Sherwin boosted its growth outlook with its sales in the most recent quarter demonstrating solid expansion and the company’s paint-stores group generating the robust growth.

Moving ahead into 2015, the robust global paint demand is believed to drive significant top-line growth for Sherwin and allow for steady shareholder returns.

The paint major is focused on improving its annual results by targeting sharply on the notable U.S. market, which is currently progressing with a significant housing market recovery, compared to its competitors.

Sherwin-Williams presently carries a Zacks Rank #3 (Hold) owing to the negative impact of the Comex paint stores acquisition which is estimated to decline the earnings per share by 28 cents during 2014. Other better-ranked companies worth investing in the basic materials segment include Celanese Corporation with a Zacks Rank #2 (Buy), Valhi, Inc. and Innospec Inc. each carrying a Zacks Rank #1 (Strong Buy).

Credit Suisse (CS, Financial) analysts raised the price target on shares of Sherwin-Williams Co. to $260 from $240 and maintained an outperform rating for the stock.

John McNulty believes Sherwin to be a lucrative stock currently with the planned contract win with Lowe’s Companies.
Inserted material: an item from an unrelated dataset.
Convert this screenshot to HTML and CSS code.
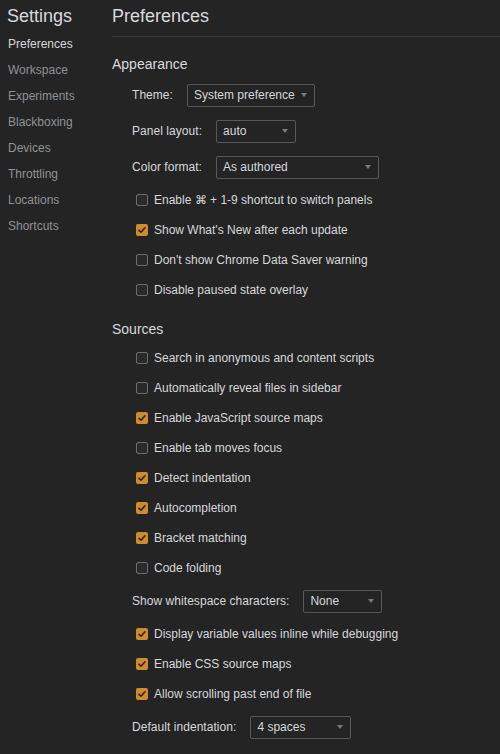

Moreover, the strategic forecasted launch of the HGTV HOME brand at Lowe’s is estimated to widen the company’s market share by focusing on the key DIY market.

Conclusion

Overall, the investors are advised to invest into The Sherwin-Williams Company looking at the logical company valuations with the trailing P/E and forward P/E ratios of 32.67 and 22.22 respectively. But the stock is costlier compared to the industry’s average P/E of 19.84. The PEG ratio of 1.61 is comparable to the industry’s average of 1.50 and depicts similar cost of growth. The profit margin of 7.78% indicates satisfactory company profits. However, Sherwin-Williams need to optimize its debt-laden balance sheet with huge total debt of $1.81 billion against weak total cash of $40.73 million only, restricting the company to plan for future growth investments.